**YOUR OBJECTIVE:** Restate each of the lines below word for word and drop every picture.

**MATERIAL:**

-*-*-

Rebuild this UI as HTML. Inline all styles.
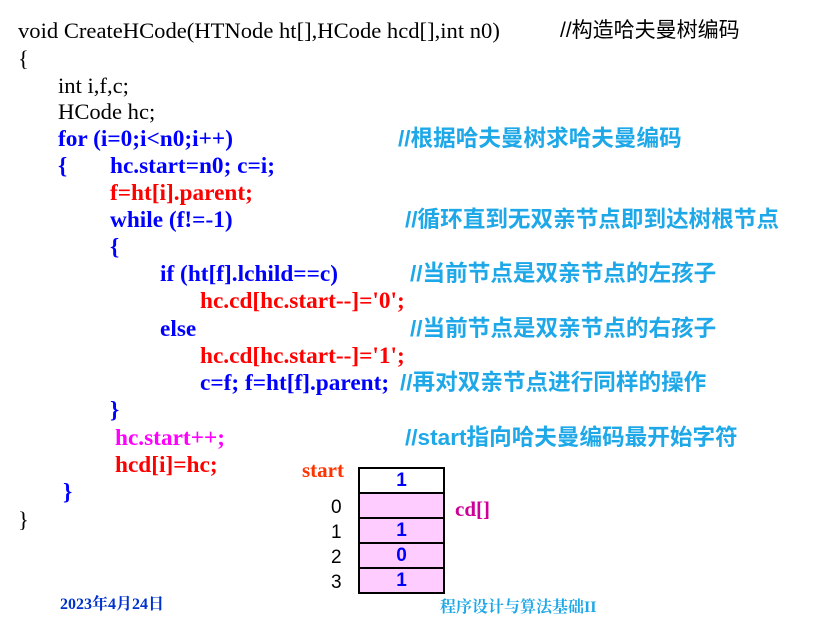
<!DOCTYPE html>
<html><head><meta charset="utf-8"><style>
body{margin:0;width:827px;height:612px;background:#fff;position:relative;overflow:hidden;font-family:"Liberation Serif","Noto Serif CJK SC",serif;}
.l{position:absolute;white-space:pre;font-size:22.6px;line-height:26px;}
.n{color:#000;}
.b{color:#0000ff;font-weight:bold;font-size:23.3px;}
.r{color:#ff0000;font-weight:bold;font-size:23.3px;}
.m{color:#ff00ff;font-weight:bold;font-size:23.3px;}
.c{color:#1ea8e8;font-weight:bold;font-family:"Liberation Sans","Noto Sans CJK SC",sans-serif;font-size:22.6px;}
.cz{color:#000;font-family:"Liberation Sans","Noto Sans CJK SC",sans-serif;font-size:21px;}
table{position:absolute;left:358px;top:467px;border-collapse:collapse;}
td{width:83px;height:23px;border:2px solid #000;text-align:center;font:bold 19px "Liberation Sans",sans-serif;color:#0000ff;padding:0;}
.p{background:#ffccff;}
.idx{position:absolute;font:19px "Liberation Sans",sans-serif;color:#000;left:331px;}
</style></head><body>
<div class="l n" style="left:18px;top:18px">void CreateHCode(HTNode ht[],HCode hcd[],int n0)</div>
<div class="l cz" style="left:560px;top:18px">//构造哈夫曼树编码</div>
<div class="l n" style="left:18px;top:46px">{</div>
<div class="l n" style="left:58px;top:73px">int i,f,c;</div>
<div class="l n" style="left:58px;top:99px">HCode hc;</div>
<div class="l b" style="left:58px;top:126px">for (i=0;i&lt;n0;i++)</div>
<div class="l c" style="left:398px;top:126px">//根据哈夫曼树求哈夫曼编码</div>
<div class="l b" style="left:58px;top:153px">{</div>
<div class="l b" style="left:110px;top:153px">hc.start=n0; c=i;</div>
<div class="l r" style="left:110px;top:180px">f=ht[i].parent;</div>
<div class="l b" style="left:110px;top:207px">while (f!=-1)</div>
<div class="l c" style="left:405px;top:207px">//循环直到无双亲节点即到达树根节点</div>
<div class="l b" style="left:110px;top:234px">{</div>
<div class="l b" style="left:160px;top:261px">if (ht[f].lchild==c)</div>
<div class="l c" style="left:410px;top:261px">//当前节点是双亲节点的左孩子</div>
<div class="l r" style="left:200px;top:288px">hc.cd[hc.start--]='0';</div>
<div class="l b" style="left:160px;top:316px">else</div>
<div class="l c" style="left:410px;top:316px">//当前节点是双亲节点的右孩子</div>
<div class="l r" style="left:200px;top:343px">hc.cd[hc.start--]='1';</div>
<div class="l b" style="left:200px;top:370px">c=f; f=ht[f].parent;</div>
<div class="l c" style="left:400px;top:370px">//再对双亲节点进行同样的操作</div>
<div class="l b" style="left:110px;top:397px">}</div>
<div class="l m" style="left:115px;top:425px">hc.start++;</div>
<div class="l c" style="left:405px;top:425px">//start指向哈夫曼编码最开始字符</div>
<div class="l r" style="left:115px;top:452px">hcd[i]=hc;</div>
<div class="l b" style="left:63px;top:479px">}</div>
<div class="l n" style="left:18px;top:507px">}</div>
<div class="l" style="left:302px;top:457px;color:#ff3300;font-weight:bold;font-size:21px">start</div>
<table>
<tr><td>1</td></tr>
<tr><td class="p"></td></tr>
<tr><td class="p">1</td></tr>
<tr><td class="p">0</td></tr>
<tr><td class="p">1</td></tr>
</table>
<div class="idx" style="top:497px">0</div>
<div class="idx" style="top:522px">1</div>
<div class="idx" style="top:547px">2</div>
<div class="idx" style="top:572px">3</div>
<div class="l" style="left:455px;top:496px;color:#cc0099;font-weight:bold;font-size:21px">cd[]</div>
<div class="l" style="left:60px;top:592px;color:#0033cc;font-weight:bold;font-size:16px">2023年4月24日</div>
<div class="l" style="left:440px;top:595px;color:#1ea8e8;font-weight:bold;font-size:16px">程序设计与算法基础II</div>
</body></html>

-*-*-

**SOLUTION TO THE EXERCISE:**
Rebuild this UI as HTML. Inline all styles.
<!DOCTYPE html>
<html><head><meta charset="utf-8"><style>
body{margin:0;width:827px;height:612px;background:#fff;position:relative;overflow:hidden;font-family:"Liberation Serif","Noto Serif CJK SC",serif;}
.l{position:absolute;white-space:pre;font-size:22.6px;line-height:26px;}
.n{color:#000;}
.b{color:#0000ff;font-weight:bold;font-size:23.3px;}
.r{color:#ff0000;font-weight:bold;font-size:23.3px;}
.m{color:#ff00ff;font-weight:bold;font-size:23.3px;}
.c{color:#1ea8e8;font-weight:bold;font-family:"Liberation Sans","Noto Sans CJK SC",sans-serif;font-size:22.6px;}
.cz{color:#000;font-family:"Liberation Sans","Noto Sans CJK SC",sans-serif;font-size:21px;}
table{position:absolute;left:358px;top:467px;border-collapse:collapse;}
td{width:83px;height:23px;border:2px solid #000;text-align:center;font:bold 19px "Liberation Sans",sans-serif;color:#0000ff;padding:0;}
.p{background:#ffccff;}
.idx{position:absolute;font:19px "Liberation Sans",sans-serif;color:#000;left:331px;}
</style></head><body>
<div class="l n" style="left:18px;top:18px">void CreateHCode(HTNode ht[],HCode hcd[],int n0)</div>
<div class="l cz" style="left:560px;top:18px">//构造哈夫曼树编码</div>
<div class="l n" style="left:18px;top:46px">{</div>
<div class="l n" style="left:58px;top:73px">int i,f,c;</div>
<div class="l n" style="left:58px;top:99px">HCode hc;</div>
<div class="l b" style="left:58px;top:126px">for (i=0;i&lt;n0;i++)</div>
<div class="l c" style="left:398px;top:126px">//根据哈夫曼树求哈夫曼编码</div>
<div class="l b" style="left:58px;top:153px">{</div>
<div class="l b" style="left:110px;top:153px">hc.start=n0; c=i;</div>
<div class="l r" style="left:110px;top:180px">f=ht[i].parent;</div>
<div class="l b" style="left:110px;top:207px">while (f!=-1)</div>
<div class="l c" style="left:405px;top:207px">//循环直到无双亲节点即到达树根节点</div>
<div class="l b" style="left:110px;top:234px">{</div>
<div class="l b" style="left:160px;top:261px">if (ht[f].lchild==c)</div>
<div class="l c" style="left:410px;top:261px">//当前节点是双亲节点的左孩子</div>
<div class="l r" style="left:200px;top:288px">hc.cd[hc.start--]='0';</div>
<div class="l b" style="left:160px;top:316px">else</div>
<div class="l c" style="left:410px;top:316px">//当前节点是双亲节点的右孩子</div>
<div class="l r" style="left:200px;top:343px">hc.cd[hc.start--]='1';</div>
<div class="l b" style="left:200px;top:370px">c=f; f=ht[f].parent;</div>
<div class="l c" style="left:400px;top:370px">//再对双亲节点进行同样的操作</div>
<div class="l b" style="left:110px;top:397px">}</div>
<div class="l m" style="left:115px;top:425px">hc.start++;</div>
<div class="l c" style="left:405px;top:425px">//start指向哈夫曼编码最开始字符</div>
<div class="l r" style="left:115px;top:452px">hcd[i]=hc;</div>
<div class="l b" style="left:63px;top:479px">}</div>
<div class="l n" style="left:18px;top:507px">}</div>
<div class="l" style="left:302px;top:457px;color:#ff3300;font-weight:bold;font-size:21px">start</div>
<table>
<tr><td>1</td></tr>
<tr><td class="p"></td></tr>
<tr><td class="p">1</td></tr>
<tr><td class="p">0</td></tr>
<tr><td class="p">1</td></tr>
</table>
<div class="idx" style="top:497px">0</div>
<div class="idx" style="top:522px">1</div>
<div class="idx" style="top:547px">2</div>
<div class="idx" style="top:572px">3</div>
<div class="l" style="left:455px;top:496px;color:#cc0099;font-weight:bold;font-size:21px">cd[]</div>
<div class="l" style="left:60px;top:592px;color:#0033cc;font-weight:bold;font-size:16px">2023年4月24日</div>
<div class="l" style="left:440px;top:595px;color:#1ea8e8;font-weight:bold;font-size:16px">程序设计与算法基础II</div>
</body></html>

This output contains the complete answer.